SPAN port features vary among switch vendors. Because of this, the impact SPAN has on switch operation can vary. On the Cisco Catalyst 5500/5000 and 6500/6000 series switches, a packet received on a port is transmitted on the internal switching bus. Every line card in the switch starts storing this packet in its internal buffers. At the same time, the Encoded Address Recognition Logic (EARL) receives the header of the packet and computes a result index that it sends to all the line cards via the result bus. Whether one or several ports eventually transmit the packet has absolutely no influence on the switch operation. Therefore, considering this architecture, the SPAN feature has no impact on the performance.

Setting up a SPAN port is one thing, making sense of the data it provides is another. There are many free and commercial applications that use SPAN ports as a source. At the free end of things, you could use something like Wireshark. It is one of my favorite troubleshooting tools and is ideal for issues associated with a specific host or network port. It does become difficult to use when you are monitoring many ports or VLANs, as it can be easy to get overwhelmed with data. In this case, you may need to look at installing an appliance or application which will extract specific information from the data packets. Most systems which use a SPAN port will have a least 2 network cards: one for management, and one for the SPAN port. The information captured can then be used to troubleshoot application, user, and network issues.

Most switches will give you the option of creating two SPAN ports. While this may be enough for most networks, you may end up with a situation where no SPAN ports are available. In these cases, you could consider a network TAP (test access point). A passive network TAP operates by duplicating data from one port to one or more others. It operates like SPAN except it gives you the advantage of 100% visibility, no dropped packets and no delay. Another way of increasing SPAN ports is to get a dedicated switch to send the SPAN traffic to; this dedicated switch will then give you the option of creating two more SPAN ports from the single SPAN source. Just watch out for any topology changes with a configuration like this.

About Darragh Delaney

Darragh Delaney is head of technical services at NetFort. As Director of Technical Services and Customer Support, he interacts on a daily basis with NetFort customers and is responsible for the delivery of a high quality technical and customer support service.

Darragh has extensive experience in the IT industry, having previously worked for O2 and Tyco. His User and Network Forensics blog. for Computer World focuses his experiences of network management and IT security in the real world. In his current role Darragh is regularly on site with network administrators and managers and this blog is a window into the real world of keeping networks running and data assets secure.

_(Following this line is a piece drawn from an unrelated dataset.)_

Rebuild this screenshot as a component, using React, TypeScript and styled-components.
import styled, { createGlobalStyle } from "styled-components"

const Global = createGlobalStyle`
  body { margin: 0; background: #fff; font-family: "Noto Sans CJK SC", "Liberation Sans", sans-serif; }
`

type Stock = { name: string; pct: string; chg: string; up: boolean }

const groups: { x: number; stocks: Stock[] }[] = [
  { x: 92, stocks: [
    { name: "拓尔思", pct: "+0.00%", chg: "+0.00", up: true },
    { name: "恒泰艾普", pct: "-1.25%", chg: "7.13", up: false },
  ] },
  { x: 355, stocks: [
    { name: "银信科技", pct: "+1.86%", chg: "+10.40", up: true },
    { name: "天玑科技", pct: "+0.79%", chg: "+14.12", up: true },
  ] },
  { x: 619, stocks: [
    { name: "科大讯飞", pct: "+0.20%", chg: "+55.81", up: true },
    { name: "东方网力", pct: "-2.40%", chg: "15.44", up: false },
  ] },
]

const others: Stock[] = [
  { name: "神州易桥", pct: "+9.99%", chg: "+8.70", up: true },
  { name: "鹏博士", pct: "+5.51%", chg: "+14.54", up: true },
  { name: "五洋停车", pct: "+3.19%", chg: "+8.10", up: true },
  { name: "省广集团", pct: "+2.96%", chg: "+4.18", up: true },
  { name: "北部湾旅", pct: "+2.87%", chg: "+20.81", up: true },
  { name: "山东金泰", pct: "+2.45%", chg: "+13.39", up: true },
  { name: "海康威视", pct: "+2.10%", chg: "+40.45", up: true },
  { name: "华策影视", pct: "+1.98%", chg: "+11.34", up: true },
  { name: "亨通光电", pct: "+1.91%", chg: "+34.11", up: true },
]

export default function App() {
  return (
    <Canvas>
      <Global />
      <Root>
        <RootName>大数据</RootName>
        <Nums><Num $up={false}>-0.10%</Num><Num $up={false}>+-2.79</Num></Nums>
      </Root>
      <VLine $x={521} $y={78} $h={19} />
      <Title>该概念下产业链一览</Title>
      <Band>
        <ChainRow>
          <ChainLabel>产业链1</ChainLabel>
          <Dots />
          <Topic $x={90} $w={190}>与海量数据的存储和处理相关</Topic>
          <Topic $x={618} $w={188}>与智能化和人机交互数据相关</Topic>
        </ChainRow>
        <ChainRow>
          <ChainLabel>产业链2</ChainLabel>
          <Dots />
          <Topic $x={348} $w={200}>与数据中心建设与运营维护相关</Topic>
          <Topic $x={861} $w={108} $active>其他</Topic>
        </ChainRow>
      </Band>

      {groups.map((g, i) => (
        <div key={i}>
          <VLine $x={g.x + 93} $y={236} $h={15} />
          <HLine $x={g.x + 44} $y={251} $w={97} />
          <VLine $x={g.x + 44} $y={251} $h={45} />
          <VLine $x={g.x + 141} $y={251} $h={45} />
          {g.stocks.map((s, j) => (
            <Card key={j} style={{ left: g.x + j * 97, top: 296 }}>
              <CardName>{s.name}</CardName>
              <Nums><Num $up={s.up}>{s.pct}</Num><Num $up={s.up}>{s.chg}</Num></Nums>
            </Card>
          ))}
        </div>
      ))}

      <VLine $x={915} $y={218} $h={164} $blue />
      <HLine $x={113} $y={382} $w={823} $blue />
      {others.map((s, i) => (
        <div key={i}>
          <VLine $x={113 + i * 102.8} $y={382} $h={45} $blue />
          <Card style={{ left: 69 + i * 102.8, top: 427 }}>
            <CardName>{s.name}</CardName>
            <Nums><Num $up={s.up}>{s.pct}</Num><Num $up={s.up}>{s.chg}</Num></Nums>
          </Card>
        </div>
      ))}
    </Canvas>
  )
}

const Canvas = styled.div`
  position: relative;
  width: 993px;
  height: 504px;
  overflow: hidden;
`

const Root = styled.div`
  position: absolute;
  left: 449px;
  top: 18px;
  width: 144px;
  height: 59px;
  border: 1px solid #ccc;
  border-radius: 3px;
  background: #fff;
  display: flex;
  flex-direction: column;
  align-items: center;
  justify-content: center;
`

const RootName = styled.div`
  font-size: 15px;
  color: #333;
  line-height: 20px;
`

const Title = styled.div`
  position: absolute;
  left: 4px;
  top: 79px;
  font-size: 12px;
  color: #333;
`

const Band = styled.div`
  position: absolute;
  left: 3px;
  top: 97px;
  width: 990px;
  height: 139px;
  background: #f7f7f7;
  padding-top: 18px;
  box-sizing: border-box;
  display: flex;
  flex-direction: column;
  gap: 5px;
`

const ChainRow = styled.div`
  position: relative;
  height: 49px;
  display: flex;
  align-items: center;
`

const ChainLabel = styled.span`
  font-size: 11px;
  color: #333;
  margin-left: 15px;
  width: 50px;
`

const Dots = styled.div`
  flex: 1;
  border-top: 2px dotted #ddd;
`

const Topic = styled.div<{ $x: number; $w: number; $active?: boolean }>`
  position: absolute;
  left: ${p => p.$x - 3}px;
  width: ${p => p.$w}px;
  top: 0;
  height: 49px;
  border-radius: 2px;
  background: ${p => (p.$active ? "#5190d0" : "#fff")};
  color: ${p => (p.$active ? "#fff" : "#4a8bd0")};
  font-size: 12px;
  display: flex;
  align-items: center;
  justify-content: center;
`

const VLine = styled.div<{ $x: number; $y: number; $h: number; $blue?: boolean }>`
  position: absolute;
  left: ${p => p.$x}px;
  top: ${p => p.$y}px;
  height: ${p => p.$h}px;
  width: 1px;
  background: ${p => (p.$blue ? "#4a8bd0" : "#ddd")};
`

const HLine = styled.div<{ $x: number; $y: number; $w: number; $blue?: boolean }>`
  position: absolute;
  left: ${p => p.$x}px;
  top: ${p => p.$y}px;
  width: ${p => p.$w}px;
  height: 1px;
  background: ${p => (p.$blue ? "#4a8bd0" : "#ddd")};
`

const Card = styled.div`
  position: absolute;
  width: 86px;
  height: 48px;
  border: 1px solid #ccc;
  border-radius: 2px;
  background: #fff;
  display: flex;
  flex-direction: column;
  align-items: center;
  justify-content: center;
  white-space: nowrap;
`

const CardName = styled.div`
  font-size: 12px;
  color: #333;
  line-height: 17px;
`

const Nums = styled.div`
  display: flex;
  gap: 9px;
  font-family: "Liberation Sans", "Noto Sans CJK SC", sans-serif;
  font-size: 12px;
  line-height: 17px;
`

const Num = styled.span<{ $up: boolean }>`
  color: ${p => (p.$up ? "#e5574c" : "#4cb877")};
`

He shares network security and management best practices on the NetFort blog. Follow Darragh on Twitter @darraghdelaney and NetFort Technologies @netfort. You can also contact him at [email protected]

  • Lucas

    Too much SPAN Ports would never be enough..

  • cryptochrome

    Nice post, thank you. I am going to show this to all people who believe a span port is a viable tool to troubleshoot packet loss.

  • Net Guy

    Good post — but high bandwidth span ports can affect the cpu. Also congested span destination ports can affect the source ports (especially on a 6500). The cisco docs reference this, and I’ve personally seen a 40Gbps span kill a 6500. I’ve also seen congested span destination slow down the source ports (which the docs refer to). The only way around that is to switch to VACL — hardware all the way.

    • http://www.facebook.com/profile.php?id=725486958 Darragh Delaney

      Thanks for your comments. Would you have links for those Cisco docs, would like to learn a bit more about this. The biggest problem I see with SPAN ports is when people try and SPAN everything. Client VLANs, server VLANs and all others. They end up with too much data and over subscribed ports.

      • net-guy

        I missed this reply. You’re right about people trying to span everything. Seen that too. The usual performance impacts come from over subscription like you mentioned or transmit/egress span (I’ve seen both). It takes a bit to get there, they have to be high bandwidth spans. Try to span ‘outbound’ high bandwidth and you’ll kill CPU. You’ll find it at the following link under “Before enabling span..”
        http://www.cisco.com/en/US/docs/switches/lan/catalyst6500/ios/12.2SX/configuration/guide/span.html

        There is another doc I can’t find at the moment that refers to source ports slowing down when the destination is congested (since there is a traffic jam and it has to copy). You referenced that already with mismatched speed / oversubscribed. Great post!

  • David

    Nice post Darragh, looked at come of the other comments about bandwidth and cpu probs with SPAN but doesnt detract from the post.

  • Snowscan

    SPAN can affect production traffic on the Nexus 5K if you oversubscribe your SPAN interface (let’s say you monitor one of your 10G uplink and copy the traffic to a 1G port). You’ll want to look at the command “switchport monitor rate-limit”. I got burned by this once…

    • Daniel T

      Yes, I can second this. Be very careful about defining a VLAN as source for your SPAN session, if the resulting source traffic is more than the destination port can handle. The result will be that the entire VLAN will be throttled to the speed of your SPAN destination. You most likely do not want this.

  • Marc Abel

    Take a look at what Arista is doing with SPAN, allowing you to filter and do tap aggregation. Cool stuff they call danz.